ISCA Archive Interspeech 2016
ISCA Archive Interspeech 2016

Adaptive Latency for Part-of-Speech Tagging in Incremental Text-to-Speech Synthesis

Maël Pouget, Olha Nahorna, Thomas Hueber, Gérard Bailly

Incremental text-to-speech systems aim at synthesizing a text ‘on-the-fly’, while the user is typing a sentence. In this context, this article addresses the problem of the part-of-speech tagging (POS, i.e. lexical category) which is a critical step for accurate grapheme-to-phoneme conversion and prosody estimation. Here, the main challenge is to estimate the POS of a given word without knowing its ‘right context’ (i.e. the following words which are not available yet).

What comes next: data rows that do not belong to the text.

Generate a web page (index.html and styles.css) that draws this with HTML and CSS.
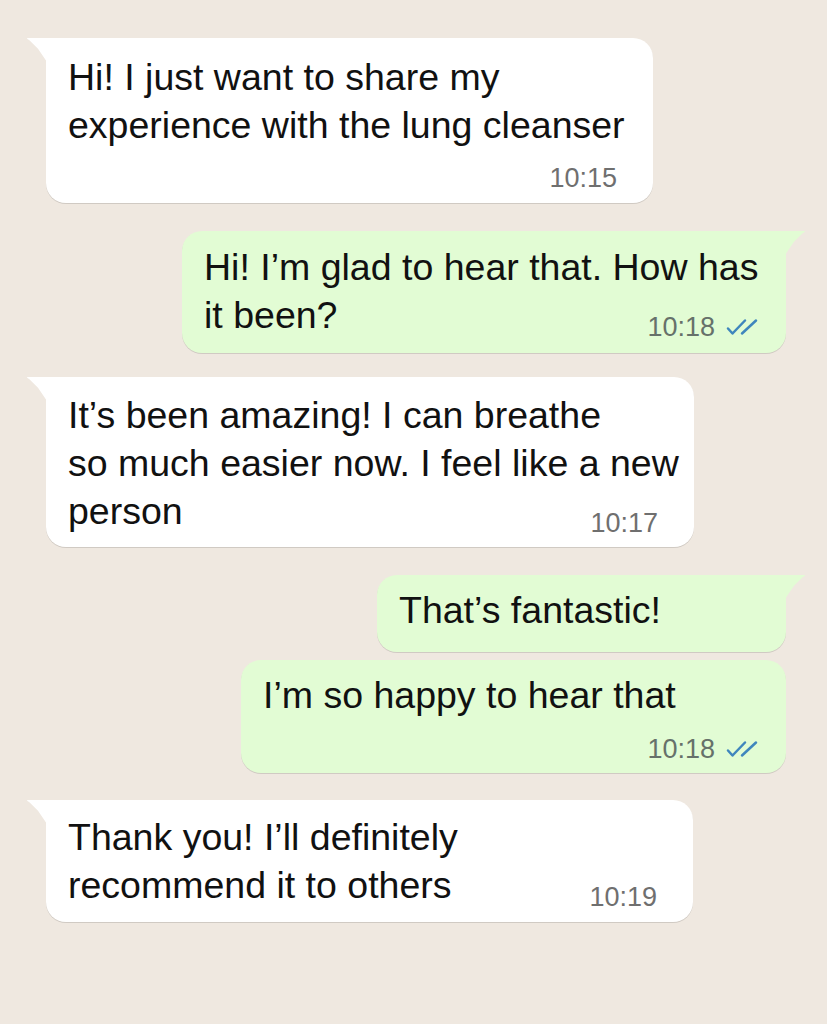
FILE: index.html
```html
<!DOCTYPE html>
<html lang="en">
<head>
<meta charset="utf-8">
<title>Chat</title>
<link rel="stylesheet" href="styles.css">
</head>
<body>
<main class="chat">
  <div class="bubble in tail w1 b1">
    <div class="text">Hi! I just want to share my<br>experience with the lung cleanser</div>
    <div class="meta row"><span class="time">10:15</span></div>
  </div>

  <div class="bubble out tail w2 b2">
    <div class="text">Hi! I’m glad to hear that. How has<br>it been?</div>
    <div class="meta"><span class="time">10:18</span>
      <svg class="ticks" viewBox="0 0 38 18" aria-hidden="true"><path d="M3 10.5 L7.5 15.5 L20 2.5"/><path d="M17 15.5 L31 2.5"/></svg>
    </div>
  </div>

  <div class="bubble in tail w3 b3">
    <div class="text">It’s been amazing! I can breathe<br>so much easier now. I feel like a new<br>person</div>
    <div class="meta"><span class="time">10:17</span></div>
  </div>

  <div class="bubble out tail w4 b4">
    <div class="text">That’s fantastic!</div>
  </div>

  <div class="bubble out w5 b5">
    <div class="text">I’m so happy to hear that</div>
    <div class="meta row"><span class="time">10:18</span>
      <svg class="ticks" viewBox="0 0 38 18" aria-hidden="true"><path d="M3 10.5 L7.5 15.5 L20 2.5"/><path d="M17 15.5 L31 2.5"/></svg>
    </div>
  </div>

  <div class="bubble in tail w6 b6">
    <div class="text">Thank you! I’ll definitely<br>recommend it to others</div>
    <div class="meta"><span class="time">10:19</span></div>
  </div>
</main>
</body>
</html>
```

FILE: styles.css
```css
* { box-sizing: border-box; }

html, body {
  margin: 0;
  padding: 0;
  background: #efe8e0;
}

body {
  width: 827px;
  height: 1024px;
  overflow: hidden;
  font-family: "Liberation Sans", Arial, sans-serif;
  color: #111;
}

.chat {
  display: flex;
  flex-direction: column;
  padding-top: 38px;
}

.bubble {
  position: relative;
  display: grid;
  grid-template-columns: minmax(0, 1fr);
  border-radius: 20px;
  box-shadow: 0 1px 0.5px rgba(0, 0, 0, 0.13);
}

.bubble.in {
  align-self: flex-start;
  margin-left: 46px;
  background: #ffffff;
  padding-left: 22px;
  padding-right: 36px;
}

.bubble.out {
  align-self: flex-end;
  margin-right: 41px;
  background: #e2fcd4;
  padding-left: 22px;
  padding-right: 23px;
}

.bubble.in.tail { border-top-left-radius: 0; }
.bubble.out.tail { border-top-right-radius: 0; }

.bubble.in.tail::before,
.bubble.out.tail::before {
  content: "";
  position: absolute;
  top: 0;
  width: 20px;
  height: 24px;
  background: inherit;
}

.bubble.in.tail::before {
  left: -19px;
  clip-path: polygon(0 0, 100% 0, 100% 100%, 55% 45%, 12% 9%, 2% 4%);
}

.bubble.out.tail::before {
  right: -19px;
  clip-path: polygon(0 0, 100% 0, 98% 4%, 88% 9%, 45% 45%, 0 100%);
}

.text {
  grid-area: 1 / 1;
  font-size: 37.5px;
  line-height: 48px;
  white-space: nowrap;
}

.meta {
  grid-area: 1 / 1;
  align-self: end;
  justify-self: end;
  display: flex;
  align-items: center;
  gap: 10px;
  margin-bottom: -3px;
  font-size: 27px;
  line-height: 30px;
  color: #6f6f6f;
}

.bubble.out .meta { color: #66716a; }

.meta.row {
  grid-area: 2 / 1;
  margin-bottom: 0;
}

.ticks {
  width: 38px;
  height: 18px;
  fill: none;
  stroke: #3f86bd;
  stroke-width: 2.5;
  stroke-linecap: round;
  stroke-linejoin: round;
}

/* widths */
.w1 { width: 607px; }
.w2 { width: 604px; }
.w3 { width: 648px; }
.w4 { width: 409px; }
.w5 { width: 545px; }
.w6 { width: 647px; }

/* vertical spacing per bubble */
.b1 { padding-top: 15px; padding-bottom: 10px; }
.b1 .meta.row { margin-top: 14px; }

.b2 { margin-top: 28px; padding-top: 12px; padding-bottom: 14px; }

.b3 { margin-top: 24px; padding-top: 14px; padding-bottom: 12px; }

.b4 { margin-top: 28px; padding-top: 11px; padding-bottom: 18px; }

.b5 { margin-top: 8px; padding-top: 11px; padding-bottom: 9px; }
.b5 .meta.row { margin-top: 15px; }

.b6 { margin-top: 27px; padding-top: 13px; padding-bottom: 13px; }
```
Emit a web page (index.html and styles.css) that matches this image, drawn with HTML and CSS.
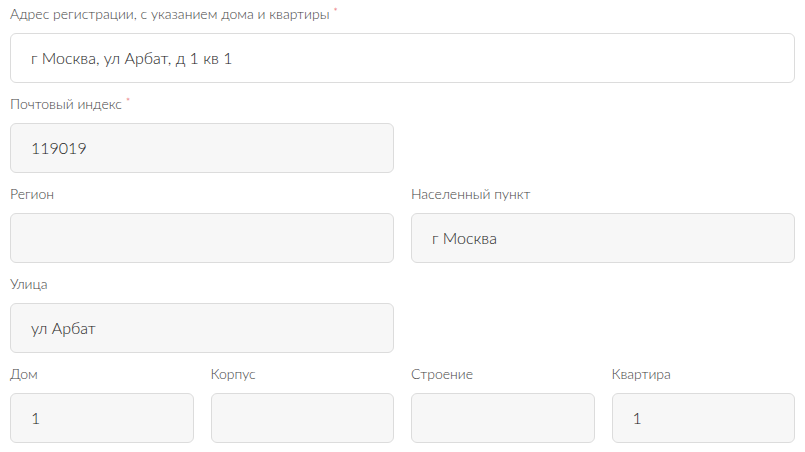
FILE: index.html
```html
<!DOCTYPE html>
<html lang="ru">
<head>
<meta charset="utf-8">
<link rel="stylesheet" href="styles.css">
</head>
<body>
<form class="form">
  <div class="field span-4">
    <div class="label">Адрес регистрации, с указанием дома и квартиры <span class="req">*</span></div>
    <div class="input white">г Москва, ул Арбат, д 1 кв 1</div>
  </div>
  <div class="field span-2">
    <div class="label">Почтовый индекс <span class="req">*</span></div>
    <div class="input">119019</div>
  </div>
  <div class="field span-2 empty-col"></div>
  <div class="field span-2">
    <div class="label">Регион</div>
    <div class="input"></div>
  </div>
  <div class="field span-2">
    <div class="label">Населенный пункт</div>
    <div class="input">г Москва</div>
  </div>
  <div class="field span-2">
    <div class="label">Улица</div>
    <div class="input">ул Арбат</div>
  </div>
  <div class="field span-2 empty-col"></div>
  <div class="field">
    <div class="label">Дом</div>
    <div class="input">1</div>
  </div>
  <div class="field">
    <div class="label">Корпус</div>
    <div class="input"></div>
  </div>
  <div class="field">
    <div class="label">Строение</div>
    <div class="input"></div>
  </div>
  <div class="field">
    <div class="label">Квартира</div>
    <div class="input">1</div>
  </div>
</form>
</body>
</html>
```
FILE: styles.css
```css
html, body {
  margin: 0;
  padding: 0;
  background: #ffffff;
}
body {
  font-family: Lato, "Liberation Sans", sans-serif;
}
.form {
  display: grid;
  grid-template-columns: repeat(4, 1fr);
  column-gap: 17px;
  row-gap: 11px;
  padding: 4px 10px 0 10px;
}
.span-4 { grid-column: span 4; }
.span-2 { grid-column: span 2; }
.label {
  font-size: 14px;
  font-weight: 300;
  line-height: 20px;
  height: 20px;
  color: #444444;
  margin-bottom: 9px;
  white-space: nowrap;
}
.req {
  color: #e5484d;
  font-size: 11px;
  line-height: 0;
  vertical-align: 3px;
}
.input {
  box-sizing: border-box;
  height: 50px;
  border: 1px solid #dcdcdc;
  border-radius: 6px;
  background: #f7f7f7;
  font-size: 16px;
  font-weight: 300;
  line-height: 48px;
  color: #222222;
  padding-left: 20px;
}
.input.white {
  background: #ffffff;
}
```
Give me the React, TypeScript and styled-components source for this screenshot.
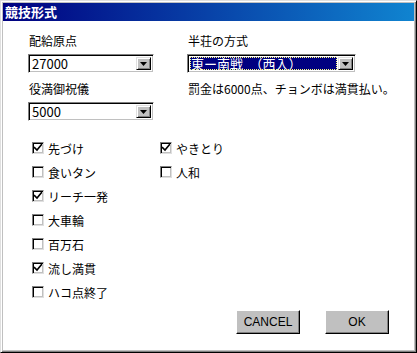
import React from "react";
import styled, { createGlobalStyle } from "styled-components";

const GlobalStyle = createGlobalStyle`
  html, body {
    margin: 0;
    padding: 0;
    background: #c0c0c0;
  }
  body {
    font-family: "Noto Sans CJK JP", "DejaVu Sans", sans-serif;
    font-size: 12px;
    color: #000;
  }
`;

const LEFT_CHECKS = [
  { label: "先づけ", checked: true },
  { label: "食いタン", checked: false },
  { label: "リーチ一発", checked: true },
  { label: "大車輪", checked: false },
  { label: "百万石", checked: false },
  { label: "流し満貫", checked: true },
  { label: "ハコ点終了", checked: false },
];

const RIGHT_CHECKS = [
  { label: "やきとり", checked: true },
  { label: "人和", checked: false },
];

function Arrow() {
  return (
    <svg width="7" height="4" viewBox="0 0 7 4" aria-hidden>
      <path d="M0 0h7L3.5 4z" fill="#000" />
    </svg>
  );
}

function Check() {
  return (
    <svg width="8" height="8" viewBox="0 0 8 8" aria-hidden>
      <path d="M0 3l3 3 5-6" fill="none" stroke="#000" strokeWidth="1.6" />
    </svg>
  );
}

function Select({ value, focused, width }: { value: string; focused?: boolean; width: number }) {
  return (
    <SelectBox style={{ width }}>
      <SelectValue $focused={focused}>{value}</SelectValue>
      <DropButton>
        <Arrow />
      </DropButton>
    </SelectBox>
  );
}

function CheckRow({ label, checked }: { label: string; checked: boolean }) {
  return (
    <CheckItem>
      <CheckBox>{checked && <Check />}</CheckBox>
      <span>{label}</span>
    </CheckItem>
  );
}

export default function App() {
  return (
    <>
      <GlobalStyle />
      <Window>
        <TitleBar>競技形式</TitleBar>
        <Client>
          <TopGrid>
            <Field>
              <Label>配給原点</Label>
              <Select value="27000" width={126} />
            </Field>
            <Field>
              <Label>半荘の方式</Label>
              <Select value="東ー南戦　（西入）" focused width={169} />
            </Field>
            <Field>
              <Label>役満御祝儀</Label>
              <Select value="5000" width={126} />
            </Field>
            <Field>
              <Label>罰金は6000点、チョンボは満貫払い。</Label>
            </Field>
          </TopGrid>
          <CheckArea>
            <CheckColumn>
              {LEFT_CHECKS.map((c) => (
                <CheckRow key={c.label} {...c} />
              ))}
            </CheckColumn>
            <CheckColumn>
              {RIGHT_CHECKS.map((c) => (
                <CheckRow key={c.label} {...c} />
              ))}
            </CheckColumn>
          </CheckArea>
          <ButtonRow>
            <Button>CANCEL</Button>
            <Button>OK</Button>
          </ButtonRow>
        </Client>
      </Window>
    </>
  );
}

const Window = styled.div`
  width: 417px;
  height: 353px;
  box-sizing: border-box;
  background: #c0c0c0;
  border-top: 1px solid #dfdfdf;
  border-left: 1px solid #dfdfdf;
  border-right: 1px solid #000;
  border-bottom: 1px solid #000;
  box-shadow: inset 1px 1px 0 #fff, inset -1px -1px 0 #808080;
  padding: 2px;
  display: flex;
  flex-direction: column;
`;

const TitleBar = styled.div`
  height: 18px;
  flex: none;
  background: linear-gradient(90deg, #000080 0%, #1084d0 100%);
  color: #fff;
  font-weight: bold;
  font-size: 13px;
  line-height: 18px;
  padding-left: 2px;
`;

const Client = styled.div`
  flex: 1;
  background: #fff;
  padding: 12px 0 0 25px;
  display: flex;
  flex-direction: column;
`;

const TopGrid = styled.div`
  display: grid;
  grid-template-columns: 159px 1fr;
  row-gap: 8px;
`;

const Field = styled.div`
  display: flex;
  flex-direction: column;
  gap: 6px;
`;

const Label = styled.div`
  height: 15px;
  line-height: 15px;
  padding-left: 1px;
  white-space: nowrap;
`;

const SelectBox = styled.div`
  height: 19px;
  box-sizing: border-box;
  display: flex;
  background: #fff;
  border-top: 1px solid #808080;
  border-left: 1px solid #808080;
  border-right: 1px solid #fff;
  border-bottom: 1px solid #fff;
  box-shadow: inset 1px 1px 0 #000, inset -1px -1px 0 #c0c0c0;
  padding: 2px;
`;

const SelectValue = styled.div<{ $focused?: boolean }>`
  flex: 1;
  height: 13px;
  font-size: 13px;
  line-height: 13px;
  padding-left: 1px;
  white-space: nowrap;
  overflow: visible;
  background: ${(p) => (p.$focused ? "#000080" : "transparent")};
  color: ${(p) => (p.$focused ? "#fff" : "#000")};
  outline: ${(p) => (p.$focused ? "1px dotted #ffff80" : "none")};
  outline-offset: -1px;
  margin-right: 1px;
`;

const DropButton = styled.div`
  width: 15px;
  flex: none;
  box-sizing: border-box;
  background: #c0c0c0;
  display: flex;
  align-items: center;
  justify-content: center;
  border-top: 1px solid #dfdfdf;
  border-left: 1px solid #dfdfdf;
  border-right: 1px solid #000;
  border-bottom: 1px solid #000;
  box-shadow: inset 1px 1px 0 #fff, inset -1px -1px 0 #808080;
`;

const CheckArea = styled.div`
  display: grid;
  grid-template-columns: 128px 1fr;
  margin-top: 15px;
  padding-left: 4px;
`;

const CheckColumn = styled.div`
  display: flex;
  flex-direction: column;
`;

const CheckItem = styled.div`
  height: 24px;
  display: flex;
  align-items: center;
  gap: 4px;
  white-space: nowrap;
`;

const CheckBox = styled.div`
  width: 12px;
  height: 12px;
  box-sizing: border-box;
  flex: none;
  display: flex;
  align-items: center;
  justify-content: center;
  background: #fff;
  border-top: 1px solid #808080;
  border-left: 1px solid #808080;
  border-right: 1px solid #dfdfdf;
  border-bottom: 1px solid #dfdfdf;
  box-shadow: inset 1px 1px 0 #000, inset -1px -1px 0 #c0c0c0;
`;

const ButtonRow = styled.div`
  display: flex;
  justify-content: flex-end;
  gap: 25px;
  padding-right: 25px;
  margin-top: 6px;
`;

const Button = styled.div`
  width: 64px;
  height: 24px;
  box-sizing: border-box;
  background: #c0c0c0;
  display: flex;
  align-items: center;
  justify-content: center;
  font-family: "Liberation Sans", Arial, sans-serif;
  font-size: 12px;
  border-top: 1px solid #fff;
  border-left: 1px solid #fff;
  border-right: 1px solid #000;
  border-bottom: 1px solid #000;
  box-shadow: inset -1px -1px 0 #808080;
`;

To address this issue, we propose a method based on a set of decision trees estimating online whether a given POS tag is likely to be modified when more right-contextual information becomes available. In such a case, the synthesis is delayed until POS stability is guaranteed. This results in delivering the synthetic voice in word chunks of variable length. Objective evaluation on French shows that the proposed method is able to estimate POS tags with more than a 92% accuracy (compared to a non-incremental system) while minimizing the synthesis latency (between 1 and 4 words). Perceptual evaluation (ranking test) is then carried in the context of HMM-based speech synthesis. Experimental results show that the word grouping resulting from the proposed method is rated more acceptable than word-by-word incremental synthesis.